Cache Hit Ratio: Graph databases rely heavily on page cache (RAM) to keep traversal speeds high. If the cache hit ratio drops, performance will degrade exponentially. Monitor available RAM closely.
Entity Resolution Confidence: If using ML-based ER, track the distribution of similarity scores. A shift in the distribution might indicate that the incoming data quality has changed.

Tools like Prometheus and Grafana are standard here, but you need to export custom metrics from your application logic, not just the database driver. For example, instrument your ingestion pipeline to emit a counter for “skipped records” or “merge conflicts.”

Conclusion: The Graph as a Garden

Maintaining a high-quality graph is less like building a bridge and more like tending a garden. It requires constant pruning, fertilizing (new data), and protection against invasive species (bad data). The techniques outlined above—deterministic IDs, blocking strategies for entity resolution, event-sourced versioning, and automated governance—form the toolkit for the modern GraphOps engineer.

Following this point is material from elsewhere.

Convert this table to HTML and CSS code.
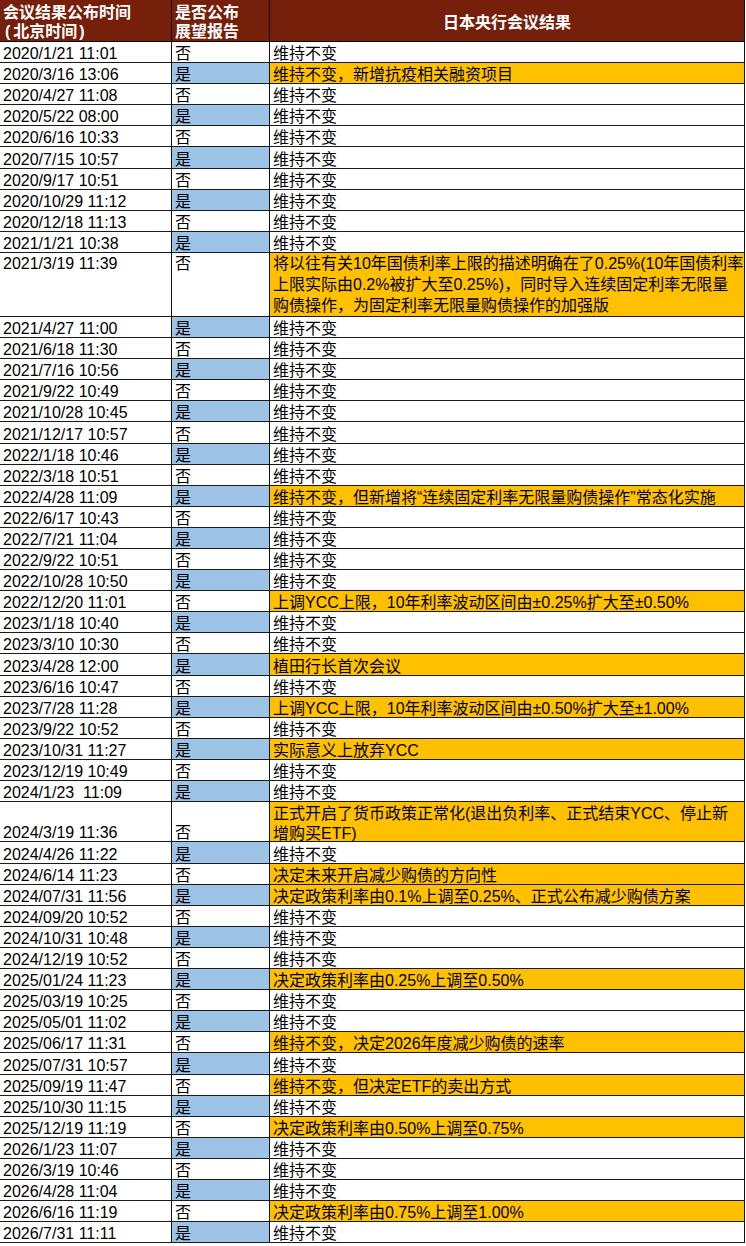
FILE: index.html
```html
<!DOCTYPE html>
<html lang="zh-CN">
<head>
<meta charset="utf-8">
<title>日本央行会议结果</title>
<link rel="stylesheet" href="styles.css">
</head>
<body>
<div class="sheet">
  <div class="row head">
    <div class="c h1">会议结果公布时间<br><span class="par">(</span>北京时间<span class="par">)</span></div>
    <div class="c h2">是否公布<br>展望报告</div>
    <div class="c h3">日本央行会议结果</div>
  </div>

  <div class="row"><div class="c d">2020/1/21 11:01</div><div class="c f">否</div><div class="c t">维持不变</div></div>
  <div class="row"><div class="c d">2020/3/16 13:06</div><div class="c f y">是</div><div class="c t o">维持不变，新增抗疫相关融资项目</div></div>
  <div class="row"><div class="c d">2020/4/27 11:08</div><div class="c f">否</div><div class="c t">维持不变</div></div>
  <div class="row"><div class="c d">2020/5/22 08:00</div><div class="c f y">是</div><div class="c t">维持不变</div></div>
  <div class="row"><div class="c d">2020/6/16 10:33</div><div class="c f">否</div><div class="c t">维持不变</div></div>
  <div class="row"><div class="c d">2020/7/15 10:57</div><div class="c f y">是</div><div class="c t">维持不变</div></div>
  <div class="row"><div class="c d">2020/9/17 10:51</div><div class="c f">否</div><div class="c t">维持不变</div></div>
  <div class="row"><div class="c d">2020/10/29 11:12</div><div class="c f y">是</div><div class="c t">维持不变</div></div>
  <div class="row"><div class="c d">2020/12/18 11:13</div><div class="c f">否</div><div class="c t">维持不变</div></div>
  <div class="row"><div class="c d">2021/1/21 10:38</div><div class="c f y">是</div><div class="c t">维持不变</div></div>
  <div class="row tall3"><div class="c d top">2021/3/19 11:39</div><div class="c f top">否</div><div class="c t o multi3">将以往有关10年国债利率上限的描述明确在了0.25%(10年国债利率<br>上限实际由0.2%被扩大至0.25%)，同时导入连续固定利率无限量<br>购债操作，为固定利率无限量购债操作的加强版</div></div>
  <div class="row"><div class="c d">2021/4/27 11:00</div><div class="c f y">是</div><div class="c t">维持不变</div></div>
  <div class="row"><div class="c d">2021/6/18 11:30</div><div class="c f">否</div><div class="c t">维持不变</div></div>
  <div class="row"><div class="c d">2021/7/16 10:56</div><div class="c f y">是</div><div class="c t">维持不变</div></div>
  <div class="row"><div class="c d">2021/9/22 10:49</div><div class="c f">否</div><div class="c t">维持不变</div></div>
  <div class="row"><div class="c d">2021/10/28 10:45</div><div class="c f y">是</div><div class="c t">维持不变</div></div>
  <div class="row"><div class="c d">2021/12/17 10:57</div><div class="c f">否</div><div class="c t">维持不变</div></div>
  <div class="row"><div class="c d">2022/1/18 10:46</div><div class="c f y">是</div><div class="c t">维持不变</div></div>
  <div class="row"><div class="c d">2022/3/18 10:51</div><div class="c f">否</div><div class="c t">维持不变</div></div>
  <div class="row"><div class="c d">2022/4/28 11:09</div><div class="c f y">是</div><div class="c t o">维持不变，但新增将“连续固定利率无限量购债操作”常态化实施</div></div>
  <div class="row"><div class="c d">2022/6/17 10:43</div><div class="c f">否</div><div class="c t">维持不变</div></div>
  <div class="row"><div class="c d">2022/7/21 11:04</div><div class="c f y">是</div><div class="c t">维持不变</div></div>
  <div class="row"><div class="c d">2022/9/22 10:51</div><div class="c f">否</div><div class="c t">维持不变</div></div>
  <div class="row"><div class="c d">2022/10/28 10:50</div><div class="c f y">是</div><div class="c t">维持不变</div></div>
  <div class="row"><div class="c d">2022/12/20 11:01</div><div class="c f">否</div><div class="c t o">上调YCC上限，10年利率波动区间由±0.25%扩大至±0.50%</div></div>
  <div class="row"><div class="c d">2023/1/18 10:40</div><div class="c f y">是</div><div class="c t">维持不变</div></div>
  <div class="row"><div class="c d">2023/3/10 10:30</div><div class="c f">否</div><div class="c t">维持不变</div></div>
  <div class="row"><div class="c d">2023/4/28 12:00</div><div class="c f y">是</div><div class="c t o">植田行长首次会议</div></div>
  <div class="row"><div class="c d">2023/6/16 10:47</div><div class="c f">否</div><div class="c t">维持不变</div></div>
  <div class="row"><div class="c d">2023/7/28 11:28</div><div class="c f y">是</div><div class="c t o">上调YCC上限，10年利率波动区间由±0.50%扩大至±1.00%</div></div>
  <div class="row"><div class="c d">2023/9/22 10:52</div><div class="c f">否</div><div class="c t">维持不变</div></div>
  <div class="row"><div class="c d">2023/10/31 11:27</div><div class="c f y">是</div><div class="c t o">实际意义上放弃YCC</div></div>
  <div class="row"><div class="c d">2023/12/19 10:49</div><div class="c f">否</div><div class="c t">维持不变</div></div>
  <div class="row"><div class="c d">2024/1/23  11:09</div><div class="c f y">是</div><div class="c t">维持不变</div></div>
  <div class="row tall2"><div class="c d">2024/3/19 11:36</div><div class="c f">否</div><div class="c t o multi2"><span class="txt">正式开启了货币政策正常化(退出负利率、正式结束YCC、停止新<br>增购买ETF)</span></div></div>
  <div class="row"><div class="c d">2024/4/26 11:22</div><div class="c f y">是</div><div class="c t">维持不变</div></div>
  <div class="row"><div class="c d">2024/6/14 11:23</div><div class="c f">否</div><div class="c t o">决定未来开启减少购债的方向性</div></div>
  <div class="row"><div class="c d">2024/07/31 11:56</div><div class="c f y">是</div><div class="c t o">决定政策利率由0.1%上调至0.25%、正式公布减少购债方案</div></div>
  <div class="row"><div class="c d">2024/09/20 10:52</div><div class="c f">否</div><div class="c t">维持不变</div></div>
  <div class="row"><div class="c d">2024/10/31 10:48</div><div class="c f y">是</div><div class="c t">维持不变</div></div>
  <div class="row"><div class="c d">2024/12/19 10:52</div><div class="c f">否</div><div class="c t">维持不变</div></div>
  <div class="row"><div class="c d">2025/01/24 11:23</div><div class="c f y">是</div><div class="c t o">决定政策利率由0.25%上调至0.50%</div></div>
  <div class="row"><div class="c d">2025/03/19 10:25</div><div class="c f">否</div><div class="c t">维持不变</div></div>
  <div class="row"><div class="c d">2025/05/01 11:02</div><div class="c f y">是</div><div class="c t">维持不变</div></div>
  <div class="row"><div class="c d">2025/06/17 11:31</div><div class="c f">否</div><div class="c t o">维持不变，决定2026年度减少购债的速率</div></div>
  <div class="row"><div class="c d">2025/07/31 10:57</div><div class="c f y">是</div><div class="c t">维持不变</div></div>
  <div class="row"><div class="c d">2025/09/19 11:47</div><div class="c f">否</div><div class="c t o">维持不变，但决定ETF的卖出方式</div></div>
  <div class="row"><div class="c d">2025/10/30 11:15</div><div class="c f y">是</div><div class="c t">维持不变</div></div>
  <div class="row"><div class="c d">2025/12/19 11:19</div><div class="c f">否</div><div class="c t o">决定政策利率由0.50%上调至0.75%</div></div>
  <div class="row"><div class="c d">2026/1/23 11:07</div><div class="c f y">是</div><div class="c t">维持不变</div></div>
  <div class="row"><div class="c d">2026/3/19 10:46</div><div class="c f">否</div><div class="c t">维持不变</div></div>
  <div class="row"><div class="c d">2026/4/28 11:04</div><div class="c f y">是</div><div class="c t">维持不变</div></div>
  <div class="row"><div class="c d">2026/6/16 11:19</div><div class="c f">否</div><div class="c t o">决定政策利率由0.75%上调至1.00%</div></div>
  <div class="row"><div class="c d">2026/7/31 11:11</div><div class="c f y">是</div><div class="c t">维持不变</div></div>
</div>
</body>
</html>
```

FILE: styles.css
```css
html, body {
  margin: 0;
  padding: 0;
  background: #ffffff;
}

body {
  font-family: "Liberation Sans", "Noto Sans CJK SC", sans-serif;
  font-size: 16px;
  color: #000000;
}

.sheet {
  width: 745px;
}

.row {
  display: grid;
  grid-template-columns: 172px 98px 475px;
  height: 21.1px;
}

.row.head {
  height: 42px;
  background: #761f0a;
  color: #ffffff;
  font-weight: bold;
}

.row.tall3 {
  height: 64px;
}

.row.tall2 {
  height: 40.4px;
}

.c {
  box-sizing: border-box;
  border-right: 1px solid #111111;
  border-bottom: 1px solid #1a1a1a;
  display: flex;
  align-items: flex-end;
  padding-left: 3px;
  line-height: 16px;
  white-space: pre;
  overflow: visible;
}

.c.top {
  align-items: flex-start;
  line-height: 21px;
}

.head .c {
  display: block;
  line-height: 19px;
  white-space: normal;
  padding-top: 3px;
  border-bottom-color: #000000;
}

.head .par {
  display: inline-block;
  padding: 0 3px 0 2px;
}

.head .h3 {
  display: flex;
  justify-content: center;
  align-items: center;
  padding: 4px 0 0 0;
}

.f.y {
  background: #9dc3e6;
}

.t.o {
  background: #ffc000;
}

.t.multi3 {
  align-items: flex-start;
  line-height: 21px;
  white-space: normal;
}

.t.multi2 {
  line-height: 20px;
  white-space: normal;
}

.t.multi2 .txt {
  margin-bottom: -3px;
}
```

The balance between quality and velocity is not static. As your graph matures, the cost of technical debt increases. What works for a prototype with 10,000 nodes will collapse under 100 million nodes. By implementing incremental validation, separating concerns through subgraphs, and treating your ontology as code, you ensure that your graph remains a valuable asset rather than a data swamp. The graph is a living map of your domain; keeping it accurate is the most critical engineering challenge you will face.